A sudden spike in interest, and indeed countless elite level conversations, secular podcasts, books, young people turning up at churches, soccer players in the major leagues around the world declaring their allegiance and their Bible reading. Casual conversations about God.
That just did not happen three decades ago. I know because I was watching. And closely. I was under no delusions about the moribund state of the faith in the West.
That’s why I don’t take the secular naysayers too seriously. They were not watching. They’d turned their back on the religious thing in the West, confident that it was on its last legs, and, like a punch-drunken fighter was just awaiting an infinitely better book than “more-holes-than-Swiss-cheese” The God Delusion to send it to the canvas.
Writing in Britain’s The Telegraph this Easter, newly minted Roman Catholic, David Frost, picked up on the language of “full-fat” faith, launched by fellow journalist, the secular James Marriott of The Times, who last year was astonished at the young people populating churches.
Frost notes:
… the numbers are still pretty low in absolute terms. Moreover, nothing much seems to be happening in the mainstream Church of England, whose congregations are declining fast, perhaps weary of sermons about climate change and social justice. The impact seems mainly confined to two domains: Protestant evangelicals and Catholics (Anglo and Roman), not perhaps coincidentally the two areas where full-fat supernatural Christianity is still generally preached.
So I suspect it is a bit much, sadly, to call this a revival yet. But what I do sense is a greater cultural openness to Christianity, especially in Gen Z. It is an awakening, perhaps, if not a revival.
I agree. I’ve written before that it’s not that there are necessarily more Christians, but that those who are Christian are Christian more. That was last year before the debunking of the revival data.
And that greater cultural openness? What’s with that?
Much of it is down to the fact that this great progressive future we were all promised, a future zealously prosecuted by the grey halls, grey suits and grey hair of our cultural administrators, is more stultifying, more oppressive, more legalistic, and more willing to ostracise sinners, than any church has in the West for centuries.
Young people, having been told that the priests of religion would steal their joy, have found their joy being stolen by the state priests, who then charges them monthly fees for the privilege.
One of the great ironies, of course, is that same tech companies who promised a seamless, a-religious utopian future, have harboured the very seeds of the rejection of this vision.

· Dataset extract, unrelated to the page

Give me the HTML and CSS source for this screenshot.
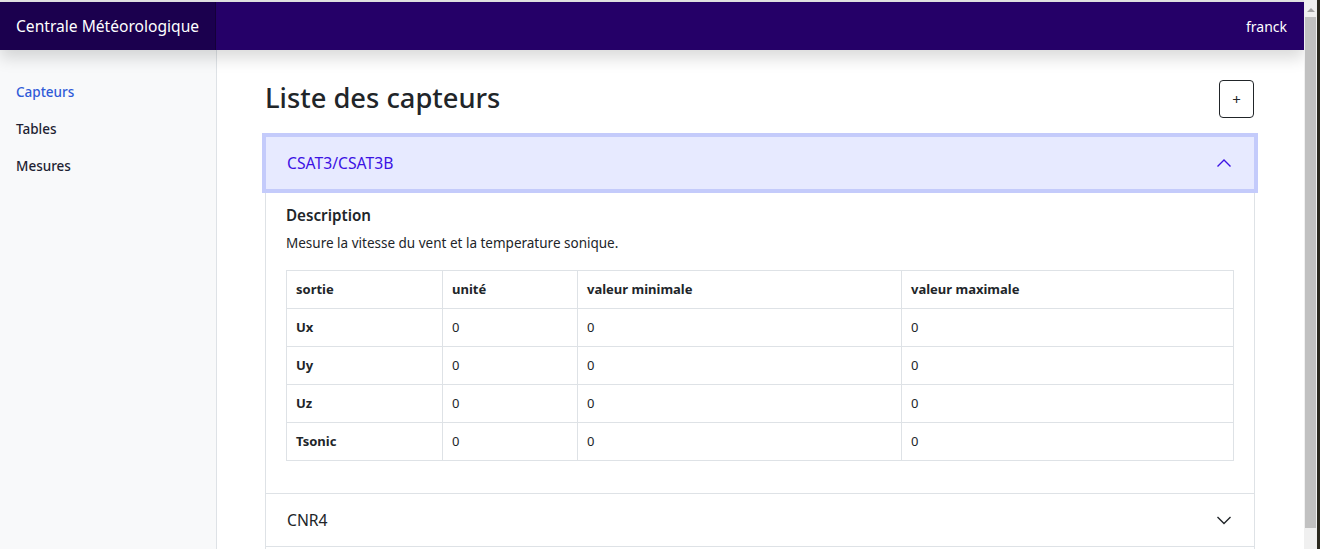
FILE: index.html
```html
<!DOCTYPE html>
<html lang="fr">
<head>
<meta charset="utf-8">
<title>Centrale Météorologique</title>
<link rel="stylesheet" href="styles.css">
</head>
<body>
<div class="screen">
  <div class="app">
    <div class="topline"></div>
    <header class="navbar">
      <a class="brand" href="#">Centrale Météorologique</a>
      <span class="user">franck</span>
    </header>
    <div class="layout">
      <nav class="sidebar">
        <a class="nav-link active" href="#">Capteurs</a>
        <a class="nav-link" href="#">Tables</a>
        <a class="nav-link" href="#">Mesures</a>
      </nav>
      <main class="main">
        <div class="title-row">
          <h2 class="title">Liste des capteurs</h2>
          <button class="btn-add" type="button">+</button>
        </div>
        <div class="accordion">
          <div class="acc-item">
            <div class="acc-header open">
              <span>CSAT3/CSAT3B</span>
              <svg class="chev" width="16" height="16" viewBox="0 0 16 16"><path d="M1.5 11.5 L8 5 L14.5 11.5" fill="none" stroke="currentColor" stroke-width="1.4"/></svg>
            </div>
            <div class="acc-body">
              <h5 class="desc-title">Description</h5>
              <p class="desc">Mesure la vitesse du vent et la temperature sonique.</p>
              <table class="tbl">
                <colgroup>
                  <col class="c1"><col class="c2"><col class="c3"><col class="c4">
                </colgroup>
                <thead>
                  <tr><th>sortie</th><th>unité</th><th>valeur minimale</th><th>valeur maximale</th></tr>
                </thead>
                <tbody>
                  <tr><th>Ux</th><td>0</td><td>0</td><td>0</td></tr>
                  <tr><th>Uy</th><td>0</td><td>0</td><td>0</td></tr>
                  <tr><th>Uz</th><td>0</td><td>0</td><td>0</td></tr>
                  <tr><th>Tsonic</th><td>0</td><td>0</td><td>0</td></tr>
                </tbody>
              </table>
            </div>
          </div>
          <div class="acc-item">
            <div class="acc-header">
              <span>CNR4</span>
              <svg class="chev" width="16" height="16" viewBox="0 0 16 16"><path d="M1.5 5 L8 11.5 L14.5 5" fill="none" stroke="currentColor" stroke-width="1.4"/></svg>
            </div>
          </div>
          <div class="acc-item">
            <div class="acc-header">
              <span></span>
              <svg class="chev" width="16" height="16" viewBox="0 0 16 16"><path d="M1.5 5 L8 11.5 L14.5 5" fill="none" stroke="currentColor" stroke-width="1.4"/></svg>
            </div>
          </div>
        </div>
      </main>
    </div>
  </div>
  <div class="scrollbar">
    <div class="sb-arrow"></div>
    <div class="sb-thumb"></div>
  </div>
  <div class="edge"></div>
</div>
</body>
</html>
```

FILE: styles.css
```css
* { box-sizing: border-box; }
html, body { margin: 0; padding: 0; height: 100%; overflow: hidden; }
body {
  font-family: "Noto Sans", "Open Sans", sans-serif;
  color: #212529;
  background: #fff;
}
.screen { display: flex; height: 549px; width: 1320px; }
.app { flex: 1; display: flex; flex-direction: column; min-width: 0; overflow: hidden; }
.topline { height: 2px; background: #e4e4e4; flex: none; }
.navbar {
  flex: none;
  height: 48px;
  display: flex;
  align-items: center;
  justify-content: space-between;
  background: #250068;
  box-shadow: 0 8px 16px rgba(0,0,0,.15);
  position: relative;
  z-index: 2;
}
.brand {
  width: 216px;
  height: 48px;
  display: flex;
  align-items: center;
  padding-left: 16px;
  color: #fff;
  font-size: 15.6px;
  text-decoration: none;
  background: rgba(0,0,0,.25);
  box-shadow: inset -1px 0 0 rgba(0,0,0,.25);
}
.user { color: #fff; font-size: 14px; padding-right: 17px; }
.layout { flex: 1; display: flex; min-height: 0; }
.sidebar {
  width: 217px;
  flex: none;
  background: #f8f9fa;
  border-right: 1px solid #dee2e6;
  padding-top: 24px;
  display: flex;
  flex-direction: column;
}
.nav-link {
  display: block;
  padding: 8px 16px;
  font-size: 13.5px;
  line-height: 21px;
  font-weight: 500;
  color: #1f1f33;
  text-decoration: none;
}
.nav-link.active { color: #2f5bd8; }
.main { flex: 1; padding: 30px 49px 0 48px; min-width: 0; }
.title-row {
  display: flex;
  align-items: center;
  justify-content: space-between;
  height: 37px;
  margin-bottom: 19px;
}
.title { margin: 0; font-size: 27.3px; font-weight: 500; line-height: 1.2; color: #212529; }
.btn-add {
  width: 35px;
  height: 38px;
  margin-right: 1px;
  border: 1px solid #212529;
  border-radius: 4px;
  background: #fff;
  color: #212529;
  font-size: 15px;
  font-family: inherit;
  padding: 0;
}
.accordion { border: 1px solid #dee2e6; border-radius: 0; }
.acc-item { border-bottom: 1px solid #dee2e6; }
.acc-header {
  height: 52px;
  display: flex;
  align-items: center;
  justify-content: space-between;
  padding: 0 22px 0 21px;
  font-size: 15.7px;
  color: #212529;
  background: #fff;
}
.acc-header .chev { color: #212529; }
.acc-header.open {
  background: #e7eaff;
  color: #3c12e4;
  box-shadow: 0 0 0 4px #c4cbfb;
  position: relative;
  z-index: 1;
}
.acc-header.open .chev { color: #3c12e4; }
.acc-body { padding: 17px 20px 16px; }
.desc-title { margin: 0 0 9px; font-size: 15.2px; font-weight: 600; line-height: 1.2; }
.desc { margin: 0 0 17px; font-size: 13.5px; line-height: 1.5; }
.tbl {
  width: 100%;
  border-collapse: collapse;
  font-size: 13px;
  line-height: 21px;
  margin-bottom: 16px;
}
.tbl th, .tbl td {
  border: 1px solid #dee2e6;
  padding: 8px 9px;
  text-align: left;
  height: 38px;
}
.tbl th { font-weight: 700; }
.tbl td { font-weight: 400; }
.c1 { width: 156px; }
.c2 { width: 135px; }
.c3 { width: 324px; }
.scrollbar {
  width: 13px;
  flex: none;
  background: #f0f0f0;
  display: flex;
  flex-direction: column;
  align-items: center;
  padding-top: 8px;
}
.sb-arrow {
  width: 0; height: 0;
  border-left: 4px solid transparent;
  border-right: 4px solid transparent;
  border-bottom: 4px solid #a3a3a3;
}
.sb-thumb { width: 11px; height: 511px; margin-top: 5px; background: #c1c1c1; }
.edge { width: 3px; flex: none; background: #2b291f; }
```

Modern information technology - just as the printing press did in the past to the state - has usurped the propaganda, and become too slippery and responsive for the masters to control. The word is out. Or the Word is out. If one resurrection happened, may that not be true of other resurrections?
Frost observes:
One is the simple availability of different Christian voices on the internet. If your only exposure to Christianity is in your school religious studies class with a dull and inexpert teacher, as it might have been in the past, it could turn you off for good. But if you can hear Glen Scrivener or Bishop Robert Barron online, you are more likely to think: “I need to take this seriously.”
In a sense some of this is simple psychology. When the edgy Baby Boomers who told you that old, tired Christianity was a dud intent on stealing your freedom, suddenly lose their own edge, before stealing your freedom by buying three investment properties for cash, you might be forgiven for going “Hey, wait a minute!”.
Bad ideas don’t work. And nor, for that matter, do lies. Not forever any way. They may last some time, but as we saw with the Berlin Wall and Communism, a simple version of “the emperor has no clothes” can bring a thing crashing down pretty quickly.
In our current time, we’re seeing that with Iran, which gave off an air of invincibility for decades, because we chose to believe its lie.
The fact that it now giving off more than a whiff of desperation (despite the scurrilous attempts of some in the mainstream media to say that Iran is going to emerge stronger from all of this), proves what a house of cards the lies were.
It’s the same mainstream media in Australia that can wax lyrical about the month of Ramadan, with interesting pieces on its relevance in Australia, but which - when it comes to the pressing crowds buying fish on Good Friday, concludes the huge piscine interest is because of a “public holiday”. Eventually people go “Yeah, Nah” and switch off.
Riffing on CS Lewis, the newest, reluctant, convert, David Frost, concludes:
The important thing about Christianity is not whether it makes you feel better or whether it is good for society, but whether it is true. If it is, we should all want to know that, and if it isn’t, we are right to reject it. The one thing we should not do is refuse to properly consider it. And in Western society, that is all too easy. The quiet awakening, the cultural awareness of an alternative worldview, is a sign that this might just be changing.